> [Task brief]
Exactly and only the lines from the one containing "Reproduce this table" through the one containing "string; w: string" are to be repeated, both ends included.

> [Dataset records]
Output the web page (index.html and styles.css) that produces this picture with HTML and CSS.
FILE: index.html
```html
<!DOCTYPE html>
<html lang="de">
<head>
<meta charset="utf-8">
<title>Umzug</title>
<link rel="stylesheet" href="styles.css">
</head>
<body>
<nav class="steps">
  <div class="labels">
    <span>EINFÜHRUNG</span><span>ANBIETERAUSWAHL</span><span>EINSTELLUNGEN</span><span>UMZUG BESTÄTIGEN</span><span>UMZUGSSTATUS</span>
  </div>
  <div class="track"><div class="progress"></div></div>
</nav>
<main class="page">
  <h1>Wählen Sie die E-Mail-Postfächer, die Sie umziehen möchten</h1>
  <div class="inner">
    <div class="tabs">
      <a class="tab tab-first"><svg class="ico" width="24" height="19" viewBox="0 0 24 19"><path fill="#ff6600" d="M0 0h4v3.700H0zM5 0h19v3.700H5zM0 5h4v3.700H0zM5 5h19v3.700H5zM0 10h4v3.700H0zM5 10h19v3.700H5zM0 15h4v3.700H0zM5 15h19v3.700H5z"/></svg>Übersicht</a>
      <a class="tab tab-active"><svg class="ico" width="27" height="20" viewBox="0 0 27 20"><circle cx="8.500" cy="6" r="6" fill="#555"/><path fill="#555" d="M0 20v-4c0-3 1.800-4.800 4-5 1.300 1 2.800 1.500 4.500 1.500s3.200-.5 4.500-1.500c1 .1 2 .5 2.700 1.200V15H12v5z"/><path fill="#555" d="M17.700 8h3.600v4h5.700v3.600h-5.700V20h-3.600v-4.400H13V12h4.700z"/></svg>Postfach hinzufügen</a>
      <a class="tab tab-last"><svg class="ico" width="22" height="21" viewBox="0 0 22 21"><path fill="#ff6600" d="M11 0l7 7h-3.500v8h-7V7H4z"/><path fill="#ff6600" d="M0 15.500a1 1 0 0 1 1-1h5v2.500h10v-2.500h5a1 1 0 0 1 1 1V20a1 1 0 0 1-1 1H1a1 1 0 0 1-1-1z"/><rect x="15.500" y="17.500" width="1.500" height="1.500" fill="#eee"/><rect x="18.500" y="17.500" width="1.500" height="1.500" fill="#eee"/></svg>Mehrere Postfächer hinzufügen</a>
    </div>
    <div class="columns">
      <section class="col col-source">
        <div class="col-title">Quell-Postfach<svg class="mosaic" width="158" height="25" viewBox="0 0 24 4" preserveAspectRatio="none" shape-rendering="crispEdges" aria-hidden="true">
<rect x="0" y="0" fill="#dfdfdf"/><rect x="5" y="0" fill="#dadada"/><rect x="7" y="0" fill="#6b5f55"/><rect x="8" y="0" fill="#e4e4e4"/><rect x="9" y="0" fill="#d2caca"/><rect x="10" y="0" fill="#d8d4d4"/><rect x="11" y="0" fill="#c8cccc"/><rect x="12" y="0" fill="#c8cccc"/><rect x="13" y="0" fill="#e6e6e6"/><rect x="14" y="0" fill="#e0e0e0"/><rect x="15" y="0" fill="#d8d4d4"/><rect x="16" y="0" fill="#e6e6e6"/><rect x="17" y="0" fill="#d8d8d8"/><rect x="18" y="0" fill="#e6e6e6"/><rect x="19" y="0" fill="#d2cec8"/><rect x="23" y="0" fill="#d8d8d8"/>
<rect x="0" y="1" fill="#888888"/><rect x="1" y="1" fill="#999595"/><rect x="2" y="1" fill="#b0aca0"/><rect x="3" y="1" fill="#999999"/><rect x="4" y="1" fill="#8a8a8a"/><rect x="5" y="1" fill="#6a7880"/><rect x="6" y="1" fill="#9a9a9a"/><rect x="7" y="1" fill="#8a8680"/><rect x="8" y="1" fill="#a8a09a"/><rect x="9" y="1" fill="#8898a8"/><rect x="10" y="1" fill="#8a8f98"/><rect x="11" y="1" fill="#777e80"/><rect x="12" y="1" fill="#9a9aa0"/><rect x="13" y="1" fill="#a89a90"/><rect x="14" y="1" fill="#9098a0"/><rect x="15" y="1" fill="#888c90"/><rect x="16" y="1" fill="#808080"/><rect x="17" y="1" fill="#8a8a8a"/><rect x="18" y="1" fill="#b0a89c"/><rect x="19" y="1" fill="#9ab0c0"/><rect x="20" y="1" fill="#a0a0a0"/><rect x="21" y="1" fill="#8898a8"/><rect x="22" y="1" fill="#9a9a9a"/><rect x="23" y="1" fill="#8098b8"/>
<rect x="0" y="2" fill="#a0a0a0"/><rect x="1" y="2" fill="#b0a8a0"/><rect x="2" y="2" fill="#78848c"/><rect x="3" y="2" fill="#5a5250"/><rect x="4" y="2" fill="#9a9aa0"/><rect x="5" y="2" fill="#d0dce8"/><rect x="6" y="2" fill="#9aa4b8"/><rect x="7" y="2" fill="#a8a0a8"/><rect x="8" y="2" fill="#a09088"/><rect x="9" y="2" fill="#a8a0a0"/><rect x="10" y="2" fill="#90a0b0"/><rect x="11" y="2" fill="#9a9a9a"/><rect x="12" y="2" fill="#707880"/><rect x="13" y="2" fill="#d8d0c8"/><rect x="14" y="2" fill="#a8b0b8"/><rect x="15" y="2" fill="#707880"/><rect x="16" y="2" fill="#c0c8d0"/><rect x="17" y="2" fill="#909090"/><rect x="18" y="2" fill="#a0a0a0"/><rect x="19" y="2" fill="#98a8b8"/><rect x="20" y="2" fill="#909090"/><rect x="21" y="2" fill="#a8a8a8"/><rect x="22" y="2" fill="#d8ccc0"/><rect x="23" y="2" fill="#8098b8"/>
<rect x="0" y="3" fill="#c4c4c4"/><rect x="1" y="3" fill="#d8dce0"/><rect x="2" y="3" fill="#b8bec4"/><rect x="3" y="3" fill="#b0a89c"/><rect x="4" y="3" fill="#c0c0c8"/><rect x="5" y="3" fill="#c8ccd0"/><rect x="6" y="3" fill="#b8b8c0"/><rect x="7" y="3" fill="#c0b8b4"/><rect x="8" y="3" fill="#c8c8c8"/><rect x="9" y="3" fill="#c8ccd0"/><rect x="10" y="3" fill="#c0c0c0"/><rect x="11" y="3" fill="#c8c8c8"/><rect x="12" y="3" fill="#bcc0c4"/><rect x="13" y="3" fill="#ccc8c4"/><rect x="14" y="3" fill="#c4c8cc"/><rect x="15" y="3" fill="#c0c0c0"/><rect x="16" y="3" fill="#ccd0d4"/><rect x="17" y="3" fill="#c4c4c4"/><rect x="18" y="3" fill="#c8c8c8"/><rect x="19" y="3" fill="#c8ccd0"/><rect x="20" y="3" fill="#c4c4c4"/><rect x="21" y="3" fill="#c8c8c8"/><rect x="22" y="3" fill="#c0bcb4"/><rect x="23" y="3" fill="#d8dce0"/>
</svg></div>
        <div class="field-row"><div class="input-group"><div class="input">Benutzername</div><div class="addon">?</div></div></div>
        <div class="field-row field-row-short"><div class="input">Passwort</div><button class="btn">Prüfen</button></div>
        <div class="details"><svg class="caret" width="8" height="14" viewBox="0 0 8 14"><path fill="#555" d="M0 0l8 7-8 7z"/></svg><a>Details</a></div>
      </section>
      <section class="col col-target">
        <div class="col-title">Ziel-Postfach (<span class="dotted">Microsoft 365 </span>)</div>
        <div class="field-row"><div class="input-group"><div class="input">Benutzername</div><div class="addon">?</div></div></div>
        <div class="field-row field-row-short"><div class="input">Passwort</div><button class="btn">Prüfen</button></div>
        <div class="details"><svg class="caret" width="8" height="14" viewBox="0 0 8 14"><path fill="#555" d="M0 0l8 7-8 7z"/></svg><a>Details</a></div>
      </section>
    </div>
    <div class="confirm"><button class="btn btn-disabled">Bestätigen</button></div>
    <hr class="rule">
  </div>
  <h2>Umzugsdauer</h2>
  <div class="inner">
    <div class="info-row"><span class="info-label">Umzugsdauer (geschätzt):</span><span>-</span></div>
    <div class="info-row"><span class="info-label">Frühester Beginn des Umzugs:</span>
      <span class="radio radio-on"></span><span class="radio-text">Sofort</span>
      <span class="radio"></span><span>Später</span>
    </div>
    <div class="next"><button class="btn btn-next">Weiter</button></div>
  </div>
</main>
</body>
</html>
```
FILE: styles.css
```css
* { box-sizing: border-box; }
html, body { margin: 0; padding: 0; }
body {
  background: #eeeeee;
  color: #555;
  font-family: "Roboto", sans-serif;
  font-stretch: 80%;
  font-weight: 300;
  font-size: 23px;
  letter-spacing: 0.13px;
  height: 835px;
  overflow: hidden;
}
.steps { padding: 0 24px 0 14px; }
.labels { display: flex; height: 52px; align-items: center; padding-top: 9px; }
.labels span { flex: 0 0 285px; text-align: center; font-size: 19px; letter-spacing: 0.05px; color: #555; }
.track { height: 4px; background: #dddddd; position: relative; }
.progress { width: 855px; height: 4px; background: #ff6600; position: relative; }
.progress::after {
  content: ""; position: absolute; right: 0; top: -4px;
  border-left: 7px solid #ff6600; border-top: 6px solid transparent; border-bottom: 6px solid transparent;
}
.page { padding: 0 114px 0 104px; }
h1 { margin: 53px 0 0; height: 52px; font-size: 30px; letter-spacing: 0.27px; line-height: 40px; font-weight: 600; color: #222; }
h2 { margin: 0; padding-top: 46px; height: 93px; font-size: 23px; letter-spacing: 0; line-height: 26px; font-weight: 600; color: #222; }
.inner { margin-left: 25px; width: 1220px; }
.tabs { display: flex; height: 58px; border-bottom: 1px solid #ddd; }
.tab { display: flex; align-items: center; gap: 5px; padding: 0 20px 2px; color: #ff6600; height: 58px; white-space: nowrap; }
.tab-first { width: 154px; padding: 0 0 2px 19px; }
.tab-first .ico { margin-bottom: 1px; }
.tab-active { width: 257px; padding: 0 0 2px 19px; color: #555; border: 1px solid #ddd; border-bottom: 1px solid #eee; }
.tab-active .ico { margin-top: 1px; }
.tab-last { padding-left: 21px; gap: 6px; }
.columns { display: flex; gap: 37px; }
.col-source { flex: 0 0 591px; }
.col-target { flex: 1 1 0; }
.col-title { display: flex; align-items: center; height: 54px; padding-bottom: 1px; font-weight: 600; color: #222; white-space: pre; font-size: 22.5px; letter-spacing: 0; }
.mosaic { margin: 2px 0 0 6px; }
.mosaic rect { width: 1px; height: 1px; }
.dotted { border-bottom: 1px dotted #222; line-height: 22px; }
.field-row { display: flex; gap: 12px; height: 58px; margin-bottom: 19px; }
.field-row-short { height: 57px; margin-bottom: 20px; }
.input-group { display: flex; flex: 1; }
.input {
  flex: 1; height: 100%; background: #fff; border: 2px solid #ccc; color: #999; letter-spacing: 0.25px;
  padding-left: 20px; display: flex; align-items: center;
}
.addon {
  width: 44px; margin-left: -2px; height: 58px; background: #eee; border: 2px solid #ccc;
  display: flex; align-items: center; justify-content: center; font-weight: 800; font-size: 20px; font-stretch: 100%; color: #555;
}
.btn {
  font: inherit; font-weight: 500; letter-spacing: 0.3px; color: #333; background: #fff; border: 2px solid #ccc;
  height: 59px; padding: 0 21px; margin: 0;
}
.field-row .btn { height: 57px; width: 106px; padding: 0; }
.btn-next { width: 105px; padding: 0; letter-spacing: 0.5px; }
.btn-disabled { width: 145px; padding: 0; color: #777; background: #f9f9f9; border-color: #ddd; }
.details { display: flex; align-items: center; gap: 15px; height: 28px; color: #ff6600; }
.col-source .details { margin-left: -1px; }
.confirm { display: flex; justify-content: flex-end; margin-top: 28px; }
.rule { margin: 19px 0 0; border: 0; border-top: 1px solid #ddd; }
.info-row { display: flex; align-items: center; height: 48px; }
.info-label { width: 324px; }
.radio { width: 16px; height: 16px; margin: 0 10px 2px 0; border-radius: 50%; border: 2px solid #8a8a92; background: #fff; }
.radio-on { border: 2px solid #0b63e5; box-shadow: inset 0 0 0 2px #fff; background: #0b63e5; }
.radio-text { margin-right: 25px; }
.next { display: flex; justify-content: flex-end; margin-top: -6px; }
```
* * *
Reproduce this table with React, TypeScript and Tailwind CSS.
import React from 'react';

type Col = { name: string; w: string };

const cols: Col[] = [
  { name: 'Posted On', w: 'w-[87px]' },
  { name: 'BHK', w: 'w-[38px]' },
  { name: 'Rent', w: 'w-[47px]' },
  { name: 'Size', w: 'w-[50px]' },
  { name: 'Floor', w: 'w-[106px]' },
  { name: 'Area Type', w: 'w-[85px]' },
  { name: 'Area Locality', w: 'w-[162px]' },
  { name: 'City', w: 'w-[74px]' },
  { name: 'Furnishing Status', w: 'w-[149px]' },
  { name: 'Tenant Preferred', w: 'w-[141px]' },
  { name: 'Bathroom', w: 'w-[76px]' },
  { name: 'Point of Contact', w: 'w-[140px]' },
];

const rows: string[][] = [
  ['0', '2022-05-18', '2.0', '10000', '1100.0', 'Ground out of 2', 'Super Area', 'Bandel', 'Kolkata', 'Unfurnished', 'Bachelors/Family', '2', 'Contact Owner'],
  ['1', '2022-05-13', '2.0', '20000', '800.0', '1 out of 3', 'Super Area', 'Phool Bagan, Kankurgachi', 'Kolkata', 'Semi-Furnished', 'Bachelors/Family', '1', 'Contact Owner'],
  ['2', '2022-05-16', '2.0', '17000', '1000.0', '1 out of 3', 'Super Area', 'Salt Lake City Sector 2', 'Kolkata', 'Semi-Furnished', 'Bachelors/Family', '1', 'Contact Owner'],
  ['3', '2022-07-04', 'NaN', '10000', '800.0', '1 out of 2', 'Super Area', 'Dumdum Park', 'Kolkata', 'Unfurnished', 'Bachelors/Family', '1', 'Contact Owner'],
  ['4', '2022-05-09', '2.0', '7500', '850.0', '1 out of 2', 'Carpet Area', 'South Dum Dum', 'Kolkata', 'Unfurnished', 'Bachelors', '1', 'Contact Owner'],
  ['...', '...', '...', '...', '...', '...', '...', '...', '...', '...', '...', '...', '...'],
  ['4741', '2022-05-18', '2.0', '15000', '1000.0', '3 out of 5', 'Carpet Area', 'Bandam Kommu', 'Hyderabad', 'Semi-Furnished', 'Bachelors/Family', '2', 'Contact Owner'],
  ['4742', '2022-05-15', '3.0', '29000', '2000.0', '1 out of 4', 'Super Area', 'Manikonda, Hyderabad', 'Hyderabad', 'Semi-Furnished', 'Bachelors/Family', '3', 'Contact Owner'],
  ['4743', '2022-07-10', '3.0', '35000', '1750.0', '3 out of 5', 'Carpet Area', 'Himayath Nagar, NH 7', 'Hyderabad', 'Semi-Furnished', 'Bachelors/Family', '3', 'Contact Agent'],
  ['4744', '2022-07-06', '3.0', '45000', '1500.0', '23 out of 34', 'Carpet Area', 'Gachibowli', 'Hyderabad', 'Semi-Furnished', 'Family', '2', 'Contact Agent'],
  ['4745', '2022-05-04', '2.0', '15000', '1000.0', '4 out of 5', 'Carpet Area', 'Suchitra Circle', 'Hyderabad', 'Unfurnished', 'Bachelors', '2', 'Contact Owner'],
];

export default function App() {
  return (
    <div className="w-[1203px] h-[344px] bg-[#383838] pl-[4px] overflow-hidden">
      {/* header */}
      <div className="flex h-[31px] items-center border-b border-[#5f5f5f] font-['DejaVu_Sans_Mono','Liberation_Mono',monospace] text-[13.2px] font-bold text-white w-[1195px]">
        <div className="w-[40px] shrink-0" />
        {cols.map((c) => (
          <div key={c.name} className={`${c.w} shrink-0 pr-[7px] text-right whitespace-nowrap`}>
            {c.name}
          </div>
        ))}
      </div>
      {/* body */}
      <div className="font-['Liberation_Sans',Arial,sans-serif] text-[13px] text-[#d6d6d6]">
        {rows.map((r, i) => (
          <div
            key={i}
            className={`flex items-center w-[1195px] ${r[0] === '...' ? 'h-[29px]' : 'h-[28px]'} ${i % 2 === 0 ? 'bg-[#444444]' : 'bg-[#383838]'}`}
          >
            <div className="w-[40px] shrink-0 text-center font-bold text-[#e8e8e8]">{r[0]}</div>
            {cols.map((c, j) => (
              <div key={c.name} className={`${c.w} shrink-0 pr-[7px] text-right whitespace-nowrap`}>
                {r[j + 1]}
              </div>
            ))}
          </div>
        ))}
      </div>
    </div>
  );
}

> [Result of this task]
Reproduce this table with React, TypeScript and Tailwind CSS.
import React from 'react';

type Col = { name: string; w: string };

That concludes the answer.